The C programming language was initially developed in AT&T labs by Professor Brian W. Kernighan and Dennis Ritchie, known as K&R C.
During the year 1970, 'C' programming became very popular but without any serious standardization to the language.
The non-official standard was called K&R C, which led to many ambiguities among different compiler programmers, and that led to non-portable codes.
K&R C was the first non-official 'C' standard.
In 1989 American National Standard Institute designed and approved first official C standard called X3.159-1989, and in 1990 it was approved by ISO as an international for C programming language: ISO/IEC 9899:1990 (This is also called ANSI C or C89 or C90 standard in short)

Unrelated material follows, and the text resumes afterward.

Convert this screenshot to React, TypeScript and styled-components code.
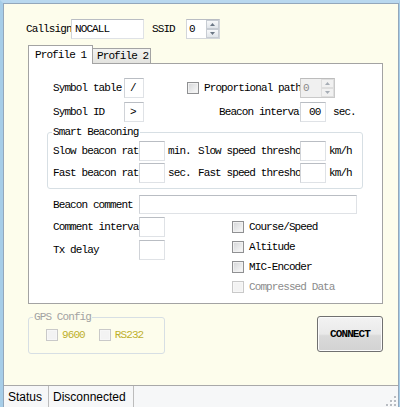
import React from 'react';
import styled, { createGlobalStyle } from 'styled-components';

const GlobalStyle = createGlobalStyle`
  html, body {
    margin: 0;
    padding: 0;
  }
  body {
    font-family: "Liberation Mono", "DejaVu Sans Mono", monospace;
    font-size: 11px;
    letter-spacing: -0.9px;
    line-height: 12px;
    color: #000;
  }
`;

function Arrow({ up }: { up?: boolean }) {
    return (
        <svg width="5" height="3" viewBox="0 0 5 3">
            <path d={up ? 'M0 3 L2.5 0 L5 3 Z' : 'M0 0 L2.5 3 L5 0 Z'} fill="#6b7785" />
        </svg>
    );
}

function Spinner({ value, width, disabled }: { value: string; width: number; disabled?: boolean }) {
    return (
        <Spin $w={width} $disabled={disabled}>
            <SpinValue $disabled={disabled}>{value}</SpinValue>
            <SpinButtons>
                <SpinBtn $disabled={disabled}><Arrow up /></SpinBtn>
                <SpinBtn $disabled={disabled}><Arrow /></SpinBtn>
            </SpinButtons>
        </Spin>
    );
}

function Check({ label, disabled, tone }: { label: string; disabled?: boolean; tone?: string }) {
    return (
        <CheckItem $disabled={disabled} $tone={tone}>
            <Box $disabled={disabled} />
            <span>{label}</span>
        </CheckItem>
    );
}

function App() {
    return (
        <Frame>
            <GlobalStyle />
            <Client>
                <Main>
                    <TopRow>
                        <Label $w={45}>Callsign</Label>
                        <TextBox $w={73}>NOCALL</TextBox>
                        <Label $w={34} style={{ marginLeft: 8 }}>SSID</Label>
                        <Spinner value="0" width={34} />
                    </TopRow>

                    <TabStrip>
                        <Tab $active>Profile 1</Tab>
                        <Tab>Profile 2</Tab>
                    </TabStrip>

                    <Panel>
                        <Row>
                            <Label $w={71}>Symbol table</Label>
                            <TextBox $w={20} $pad={5}>/</TextBox>
                            <CheckSlot $left={43} $w={113}>
                                <Check label="Proportional path" />
                            </CheckSlot>
                            <Spinner value="0" width={35} disabled />
                        </Row>
                        <Row $top={4}>
                            <Label $w={71}>Symbol ID</Label>
                            <TextBox $w={20} $pad={5}>&gt;</TextBox>
                            <Label $w={81} style={{ marginLeft: 75 }}>Beacon interval</Label>
                            <TextBox $w={26} $pad={8}>00</TextBox>
                            <Unit $left={7}>sec.</Unit>
                        </Row>

                        <Group $w={316} $left={-6} $top={4}>
                            <Legend>Smart Beaconing</Legend>
                            <Row>
                                <Label $w={86}>Slow beacon rate</Label>
                                <TextBox $w={26} />
                                <Unit $left={3} $w={30}>min.</Unit>
                                <Label $w={102}>Slow speed threshold</Label>
                                <TextBox $w={26} />
                                <Unit $left={3}>km/h</Unit>
                            </Row>
                            <Row $top={2}>
                                <Label $w={86}>Fast beacon rate</Label>
                                <TextBox $w={26} />
                                <Unit $left={3} $w={30}>sec.</Unit>
                                <Label $w={102}>Fast speed threshold</Label>
                                <TextBox $w={26} />
                                <Unit $left={3}>km/h</Unit>
                            </Row>
                        </Group>

                        <Row $top={6} $h={19}>
                            <Label $w={86}>Beacon comment</Label>
                            <TextBox $w={218} $h={19} />
                        </Row>

                        <Columns>
                            <div>
                                <Row>
                                    <Label $w={86}>Comment interval</Label>
                                    <TextBox $w={26} />
                                </Row>
                                <Row $top={3}>
                                    <Label $w={86}>Tx delay</Label>
                                    <TextBox $w={26} />
                                </Row>
                            </div>
                            <CheckList>
                                <Check label="Course/Speed" />
                                <Check label="Altitude" />
                                <Check label="MIC-Encoder" />
                                <Check label="Compressed Data" disabled />
                            </CheckList>
                        </Columns>
                    </Panel>

                    <BottomRow>
                        <Group $w={137} $top={7} $disabled>
                            <Legend $disabled>GPS Config</Legend>
                            <GpsRow>
                                <Check label="9600" disabled tone="#bdb02c" />
                                <Check label="RS232" disabled tone="#bdb02c" />
                            </GpsRow>
                        </Group>
                        <ConnectButton>CONNECT</ConnectButton>
                    </BottomRow>
                </Main>

                <StatusBar>
                    <StatusCell $w={45}>Status</StatusCell>
                    <StatusCell $w={85}>Disconnected</StatusCell>
                    <Grip width="10" height="10" viewBox="0 0 10 10">
                        {[[8, 0], [8, 4], [4, 4], [8, 8], [4, 8], [0, 8]].map(([x, y]) => (
                            <g key={`${x}-${y}`}>
                                <rect x={x + 1} y={y + 1} width="2" height="2" fill="#ffffff" />
                                <rect x={x} y={y} width="2" height="2" fill="#b8bcc2" />
                            </g>
                        ))}
                    </Grip>
                </StatusBar>
            </Client>
        </Frame>
    );
}

export default App;

const Frame = styled.div`
  width: 400px;
  height: 407px;
  box-sizing: border-box;
  display: flex;
  border-top: 3px solid #b9d8ef;
  border-left: 3px solid #a6cde8;
  border-right: 1px solid #a6cde8;
`

const Client = styled.div`
  flex: 1;
  display: flex;
  flex-direction: column;
  background: #fdfdec;
  border-top: 1px solid #93a7bb;
  border-left: 1px solid #93a7bb;
  border-right: 1px solid #93a7bb;
`

const Main = styled.div`
  flex: 1;
  display: flex;
  flex-direction: column;
  align-items: flex-start;
  padding: 15px 0 0 24px;
`

const TopRow = styled.div`
  display: flex;
  align-items: center;
  height: 20px;
  margin-left: -2px;
`

const Label = styled.span<{ $w: number }>`
  flex: none;
  width: ${p => p.$w}px;
  white-space: nowrap;
  overflow: hidden;
`

const Unit = styled.span<{ $left?: number; $w?: number }>`
  flex: none;
  margin-left: ${p => p.$left ?? 0}px;
  ${p => (p.$w ? `width: ${p.$w}px;` : '')}
  white-space: nowrap;
`

const TextBox = styled.div<{ $w: number; $h?: number; $pad?: number }>`
  flex: none;
  box-sizing: border-box;
  width: ${p => p.$w}px;
  height: ${p => p.$h ?? 20}px;
  display: flex;
  align-items: center;
  padding: 0 0 0 ${p => p.$pad ?? 3}px;
  background: #fff;
  border: 1px solid #dfe2e6;
  border-top-color: #b9bdc3;
  border-left-color: #d0d3d8;
  overflow: hidden;
  white-space: nowrap;
`

const Spin = styled.div<{ $w: number; $disabled?: boolean }>`
  flex: none;
  box-sizing: border-box;
  width: ${p => p.$w}px;
  height: 20px;
  display: flex;
  background: ${p => (p.$disabled ? '#f0f0f0' : '#fff')};
  border: 1px solid ${p => (p.$disabled ? '#c9c9c9' : '#d3d6da')};
  border-top-color: ${p => (p.$disabled ? '#bcbcbc' : '#b9bdc3')};
`

const SpinValue = styled.span<{ $disabled?: boolean }>`
  flex: 1;
  padding-left: 2px;
  display: flex;
  align-items: center;
  color: ${p => (p.$disabled ? '#8a8a8a' : '#000')};
`

const SpinButtons = styled.div`
  width: 13px;
  display: flex;
  flex-direction: column;
`

const SpinBtn = styled.div<{ $disabled?: boolean }>`
  flex: 1;
  display: flex;
  align-items: center;
  justify-content: center;
  border: 1px solid ${p => (p.$disabled ? '#d0d0d0' : '#c7ccd3')};
  background: ${p => (p.$disabled ? '#f2f2f2' : 'linear-gradient(#f7f8fa, #e1e5ea)')};
  opacity: ${p => (p.$disabled ? 0.55 : 1)};
`

const TabStrip = styled.div`
  display: flex;
  align-items: flex-end;
  height: 18px;
  margin-top: 6px;
`

const Tab = styled.div<{ $active?: boolean }>`
  position: relative;
  z-index: 1;
  box-sizing: border-box;
  display: flex;
  align-items: center;
  border: 1px solid #a3a3a3;
  border-bottom: none;
  ${p =>
    p.$active
      ? `width: 65px; height: 19px; margin-bottom: -1px; padding-left: 6px; background: #fff;`
      : `width: 58px; height: 15px; padding-left: 4px; border-left: none;
         background: linear-gradient(#f3f3f1, #e3e3df);`}
`

const Panel = styled.div`
  box-sizing: border-box;
  width: 355px;
  height: 241px;
  padding: 14px 0 0 24px;
  background: #fff;
  border: 1px solid #a3a3a3;
`

const Row = styled.div<{ $top?: number; $h?: number }>`
  display: flex;
  align-items: center;
  height: ${p => p.$h ?? 20}px;
  margin-top: ${p => p.$top ?? 0}px;
`

const CheckSlot = styled.div<{ $left: number; $w: number }>`
  flex: none;
  width: ${p => p.$w}px;
  margin-left: ${p => p.$left}px;
  display: flex;
`

const Group = styled.fieldset<{ $w: number; $left?: number; $top?: number; $disabled?: boolean }>`
  box-sizing: border-box;
  width: ${p => p.$w}px;
  margin: ${p => p.$top ?? 0}px 0 0 ${p => p.$left ?? 0}px;
  padding: 3px 0 5px 5px;
  border: 1px solid #d7dfe4;
  border-radius: 3px;
  min-width: 0;
`

const Legend = styled.legend<{ $disabled?: boolean }>`
  padding: 0 1px;
  margin-left: -1px;
  line-height: 12px;
  color: ${p => (p.$disabled ? '#a2a2a2' : '#000')};
`

const Columns = styled.div`
  display: flex;
  margin-top: 3px;
`

const CheckList = styled.div`
  display: flex;
  flex-direction: column;
  margin-left: 67px;
`

const CheckItem = styled.label<{ $disabled?: boolean; $tone?: string }>`
  display: flex;
  align-items: center;
  gap: 5px;
  height: 20px;
  white-space: nowrap;
  color: ${p => p.$tone ?? (p.$disabled ? '#8c8c8c' : '#000')};
`

const Box = styled.span<{ $disabled?: boolean }>`
  flex: none;
  box-sizing: border-box;
  width: 12px;
  height: 12px;
  border: 1px solid ${p => (p.$disabled ? '#c9c9c9' : '#8f9092')};
  background: ${p =>
    p.$disabled ? '#f3f3f3' : 'linear-gradient(135deg, #d4d5d7 0%, #e9eaeb 55%, #fafafa 100%)'};
  box-shadow: inset 0 0 0 1px ${p => (p.$disabled ? '#f7f7f7' : '#f1f1f1')};
`

const BottomRow = styled.div`
  display: flex;
  align-items: flex-start;
  justify-content: space-between;
  width: 355px;
`

const GpsRow = styled.div`
  display: flex;
  gap: 14px;
  height: 18px;
  align-items: center;
  padding-left: 12px;
  padding-bottom: 4px;
  label {
    gap: 4px;
  }
`

const ConnectButton = styled.button`
  width: 66px;
  height: 36px;
  margin-top: 12px;
  padding: 0;
  border: 1px solid #707070;
  border-radius: 3px;
  background: linear-gradient(#f3f3f3 0%, #e9e9e9 50%, #dadada 55%, #d2d2d2 100%);
  box-shadow: inset 0 0 0 1px #fbfbfb;
  font-family: "Liberation Mono", monospace;
  font-size: 11px;
  font-weight: bold;
  letter-spacing: -0.9px;
  color: #000;
`

const StatusBar = styled.div`
  flex: none;
  box-sizing: border-box;
  height: 22px;
  display: flex;
  align-items: stretch;
  background: #f6f7f8;
  border-top: 1px solid #a9a9a9;
  font-family: "Liberation Sans", Arial, sans-serif;
  font-size: 12px;
  letter-spacing: 0;
`

const StatusCell = styled.div<{ $w: number }>`
  box-sizing: border-box;
  width: ${p => p.$w}px;
  padding-left: 4px;
  display: flex;
  align-items: center;
  border-right: 1px solid #bcbcbc;
  white-space: nowrap;
`

const Grip = styled.svg`
  margin: auto 2px 1px auto;
`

The language under few more changes (addition of new features, syntaxes, data types, etc, ) and newly updated standard released in 1999 under the ISO tag ISO/IEC 9899:1999 which is also called C99 standard in short
C11 is an informal name for ISO/IEC 9899:2011, which is a new standard approved in December 2011. C11 supersedes the C99 standard.
In this course, we will be using the 'C11' standard with some compiler (GCC) extensions (gnu11). More on this, we will see later
Note that if you have written a code using C90 standard, then it will compile without any issues in -std=C99 compilation(backward compatibility )
If you have written a code using C99 standard specific features, then It may not compile successfully in C90 compilation.